U.S. Patent Application Publication No. 2002/0193535 discloses a process for polymerizing propylene in the presence of a Group 3-5 transition metal catalyst having two indenoindolyl ligands, wherein the term “indenoindole” is defined to mean an organic compound that has both indole and indene rings in which the five-membered rings from each are fused. The indenoindole rings can be substituted with a variety of moieties, including halogen, and specifically disclosed and exemplified is bis(2-chloro-5-phenyl-5,10-dihydroindeno[1,2-b]-indolyl)zirconium dichloride.
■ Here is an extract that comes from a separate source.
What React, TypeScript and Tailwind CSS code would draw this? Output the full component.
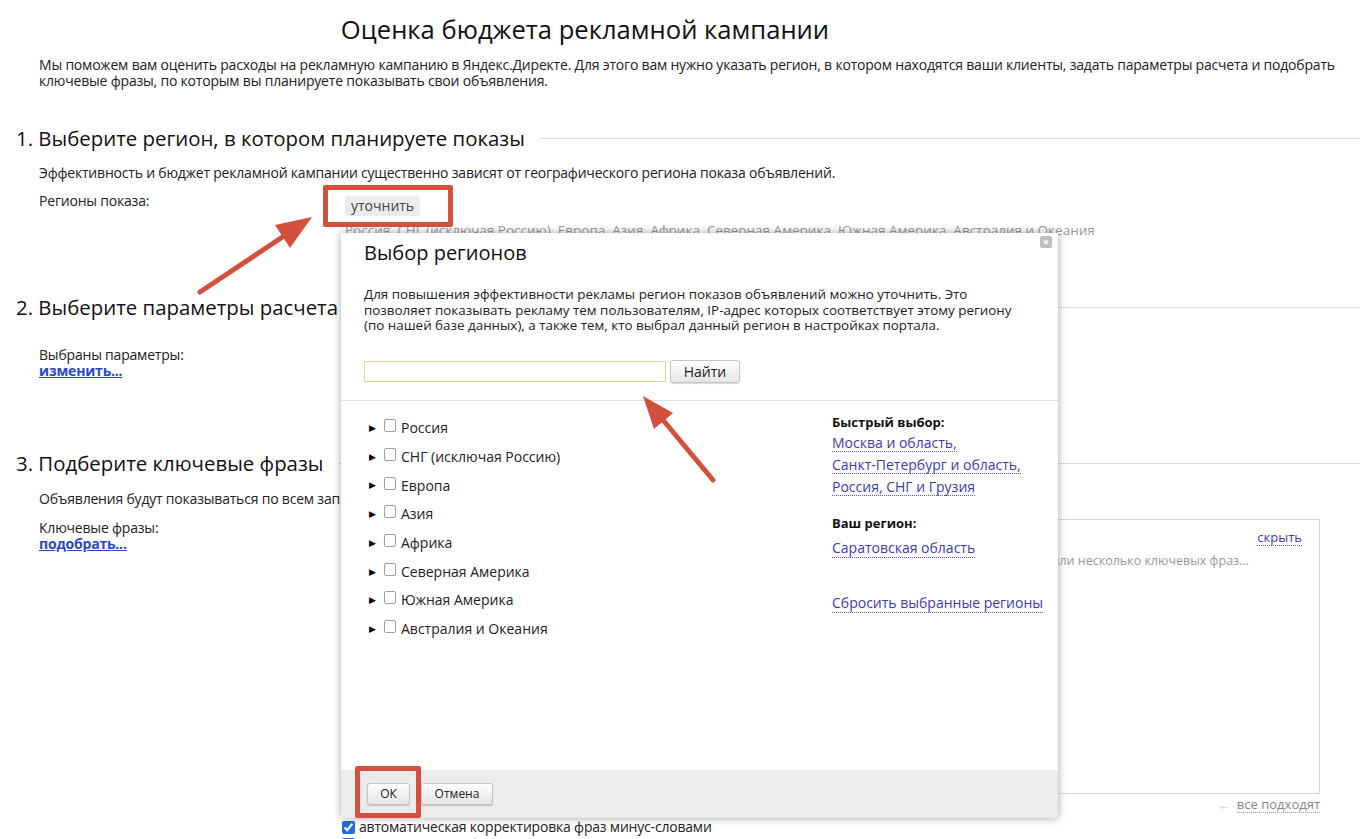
import React from "react";

const regions = [
  "Россия",
  "СНГ (исключая Россию)",
  "Европа",
  "Азия",
  "Африка",
  "Северная Америка",
  "Южная Америка",
  "Австралия и Океания",
];

const quickPicks = ["Москва и область,", "Санкт-Петербург и область,", "Россия, СНГ и Грузия"];

function SectionTitle({ children }: { children: React.ReactNode }) {
  return (
    <div className="flex items-center pl-[16px]">
      <h2 className="text-[20.4px] leading-[28px] text-[#111] whitespace-nowrap">{children}</h2>
      <div className="ml-[15px] h-px flex-1 bg-[#dcdcdc]" />
    </div>
  );
}

function DottedLink({ children }: { children: React.ReactNode }) {
  return (
    <a href="#" className="text-[#3b3bb3] border-b border-dotted border-[#5a5ad0] leading-[17px]">
      {children}
    </a>
  );
}

function RegionPicker() {
  return (
    <div className="absolute left-[341px] top-[233px] w-[717px] h-[585px] bg-white flex flex-col shadow-[0_0_8px_rgba(0,0,0,0.35)]">
      {/* close */}
      <button className="absolute right-[6px] top-[3px] w-[12px] h-[12px] rounded-[2px] bg-[#bdbdbd] text-white text-[11px] leading-[12px] font-bold flex items-center justify-center">
        ×
      </button>

      <div className="px-[23px] pt-[7px]">
        <h3 className="text-[20px] leading-[26px] text-[#111]">Выбор регионов</h3>
        <p className="mt-[21px] text-[13.4px] leading-[15.5px] text-[#222] whitespace-nowrap">
          Для повышения эффективности рекламы регион показов объявлений можно уточнить. Это
          <br />
          позволяет показывать рекламу тем пользователям, IP-адрес которых соответствует этому региону
          <br />
          (по нашей базе данных), а также тем, кто выбрал данный регион в настройках портала.
        </p>
        <div className="mt-[26px] flex items-center gap-[4px]">
          <input className="w-[302px] h-[21px] border border-[#e3d49a] bg-white outline-none" />
          <button className="w-[70px] h-[23px] rounded-[3px] border border-[#c4c4c4] bg-gradient-to-b from-white to-[#e6e6e6] text-[14px] text-[#222] shadow-[0_1px_1px_rgba(0,0,0,0.15)]">
            Найти
          </button>
        </div>
      </div>

      <div className="mt-[17px] h-px bg-[#dedede]" />

      <div className="flex flex-1">
        <ul className="pl-[28px] pt-[13px] w-[491px]">
          {regions.map((r) => (
            <li key={r} className="flex items-center h-[28.7px] text-[14px] text-[#222]">
              <span className="text-[9px] w-[15px] text-black">▶</span>
              <span className="w-[12px] h-[13px] rounded-[2px] border border-[#a0a0a0] bg-white mr-[5px] -mt-[4px]" />
              <span>{r}</span>
            </li>
          ))}
        </ul>
        <div className="pt-[12px] text-[14px]">
          <div className="text-[13px] font-bold text-[#111] leading-[18px]">Быстрый выбор:</div>
          <div className="mt-[3px] flex flex-col gap-[4px] items-start">
            {quickPicks.map((q) => (
              <DottedLink key={q}>{q}</DottedLink>
            ))}
          </div>
          <div className="mt-[18px] text-[13px] font-bold text-[#111] leading-[18px]">Ваш регион:</div>
          <div className="mt-[5px]">
            <DottedLink>Саратовская область</DottedLink>
          </div>
          <div className="mt-[34px]">
            <DottedLink>Сбросить выбранные регионы</DottedLink>
          </div>
        </div>
      </div>

      <div className="h-[48px] bg-[#ececec] flex items-center gap-[11px] pl-[26px]">
        <button className="w-[43px] h-[22px] rounded-[3px] border border-[#c4c4c4] bg-gradient-to-b from-white to-[#e4e4e4] text-[12px] text-[#222] shadow-[0_1px_1px_rgba(0,0,0,0.2)]">
          ОК
        </button>
        <button className="w-[72px] h-[22px] rounded-[3px] border border-[#c4c4c4] bg-gradient-to-b from-white to-[#e4e4e4] text-[12px] text-[#222] shadow-[0_1px_1px_rgba(0,0,0,0.2)]">
          Отмена
        </button>
      </div>
    </div>
  );
}

export default function App() {
  return (
    <div className="relative w-[1360px] h-[839px] overflow-hidden bg-white text-[#222] font-['Open_Sans',sans-serif]">
      <div className="w-[1170px] pt-[15px] text-center">
        <h1 className="text-[25.6px] leading-[30px] text-[#111]">Оценка бюджета рекламной кампании</h1>
      </div>

      <p className="mt-[12px] pl-[39px] pr-[20px] text-[14px] leading-[16px] tracking-[-0.2px]">
        Мы поможем вам оценить расходы на рекламную кампанию в Яндекс.Директе. Для этого вам нужно указать регион, в
        котором находятся ваши клиенты, задать параметры расчета и подобрать ключевые фразы, по которым вы планируете
        показывать свои объявления.
      </p>

      {/* 1. регион */}
      <div className="mt-[35px]">
        <SectionTitle>1. Выберите регион, в котором планируете показы</SectionTitle>
        <p className="mt-[13px] pl-[39px] text-[14px] leading-[16px] tracking-[-0.2px]">
          Эффективность и бюджет рекламной кампании существенно зависят от географического региона показа объявлений.
        </p>
        <div className="mt-[12px] flex">
          <div className="w-[345px] pl-[39px] text-[14px] leading-[16px] tracking-[-0.2px]">Регионы показа:</div>
          <div>
            <button className="h-[20px] px-[6px] rounded-[2px] bg-[#ececec] text-[14px] leading-[20px] text-[#444]">
              уточнить
            </button>
            <div className="mt-[5px] text-[13.5px] leading-[16px] text-[#9a9a9a] whitespace-nowrap">
              Россия, СНГ (исключая Россию), Европа, Азия, Африка, Северная Америка, Южная Америка, Австралия и Океания
            </div>
          </div>
        </div>
      </div>

      {/* 2. параметры */}
      <div className="mt-[55px]">
        <SectionTitle>2. Выберите параметры расчета</SectionTitle>
        <div className="mt-[26px] pl-[39px] text-[14px] leading-[16px] tracking-[-0.2px]">
          <div>Выбраны параметры:</div>
          <a href="#" className="font-bold text-[#2a47d0] underline">
            изменить...
          </a>
        </div>
      </div>

      {/* 3. фразы */}
      <div className="mt-[70px]">
        <SectionTitle>3. Подберите ключевые фразы</SectionTitle>
        <p className="mt-[14px] pl-[39px] text-[14px] leading-[16px] tracking-[-0.2px]">
          Объявления будут показываться по всем запросам, содержащим ключевые фразы.
        </p>
        <div className="mt-[12px] flex">
          <div className="w-[345px] pt-[1px] pl-[39px] text-[14px] leading-[16px] tracking-[-0.2px]">
            <div>Ключевые фразы:</div>
            <a href="#" className="font-bold text-[#2a47d0] underline">
              подобрать...
            </a>
          </div>
          <div>
            <div className="w-[975px] h-[275px] border border-[#d8d8d8] flex flex-col">
              <div className="flex justify-end pr-[17px] pt-[10px]">
                <a href="#" className="text-[13px] text-[#3b3bb3] border-b border-dotted border-[#5a5ad0] leading-[15px]">
                  скрыть
                </a>
              </div>
              <div className="flex justify-end pr-[70px] pt-[7px] text-[12.5px] leading-[16px] text-[#999]">
                Введите в поле одну или несколько ключевых фраз...
              </div>
            </div>
            <div className="flex justify-end items-center mt-[2px] text-[13px] text-[#888] leading-[16px]">
              <span className="mr-[6px] text-[#c8c8c8]">←</span>
              <span className="border-b border-dotted border-[#999]">все подходят</span>
            </div>
            <label className="mt-[6px] -ml-[3px] flex items-center gap-[4px] text-[14px] leading-[16px] tracking-[-0.2px]">
              <input type="checkbox" defaultChecked className="w-[13px] h-[13px] accent-[#1e6fd9]" />
              автоматическая корректировка фраз минус-словами
            </label>
            <label className="mt-[1px] -ml-[3px] flex items-center gap-[4px] text-[14px] leading-[16px] tracking-[-0.2px]">
              <input type="checkbox" defaultChecked className="w-[13px] h-[13px] accent-[#1e6fd9]" />
              автоматическая фильтрация
            </label>
          </div>
        </div>
      </div>

      <RegionPicker />

      {/* выделения */}
      <div className="absolute left-[323px] top-[185px] w-[130px] h-[42px] border-[5px] border-[#d4503e] rounded-[2px] pointer-events-none" />
      <div className="absolute left-[355px] top-[766px] w-[66px] h-[52px] border-[5px] border-[#d4503e] rounded-[2px] pointer-events-none" />

      <svg className="absolute inset-0 pointer-events-none" width="1360" height="839">
        <line x1="200" y1="292" x2="284" y2="236" stroke="#d4503e" strokeWidth="5" strokeLinecap="round" />
        <polygon points="312,217 290,248 275,225" fill="#d4503e" />
        <line x1="713" y1="480" x2="663" y2="420" stroke="#d4503e" strokeWidth="5" strokeLinecap="round" />
        <polygon points="643,396 673,413 654,429" fill="#d4503e" />
      </svg>
    </div>
  );
}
Fluorinated bisindenyl metallocenes, particularly bis(4,7-difluoroindenyl) zirconium dichloride and bis(4,7-difluoroindenyl)zirconium dibenzyl, and their use in olefin polymerization are discussed in Organometallics, 1990, 9, 3098.
Brominated fluorenylcyclopentadienyl metallocenes, particularly (2,7-dibromofluorenyl)(cyclopentadienyl)zirconium dichloride, (2,7-dibromofluorenyl) (cyclopentadienyl)zirconium dimethyl and (2-bromofluorenyl)(cyclopentadienyl) zirconium dichloride, and their use in olefin polymerization are discussed in J. Organometallic Chem., 1995, 501, 101.
Since the effects of various substituents on the polymerization properties of metallocene catalysts is still largely an empirical matter; there is a continued interest in synthesizing and testing new metallocene structures.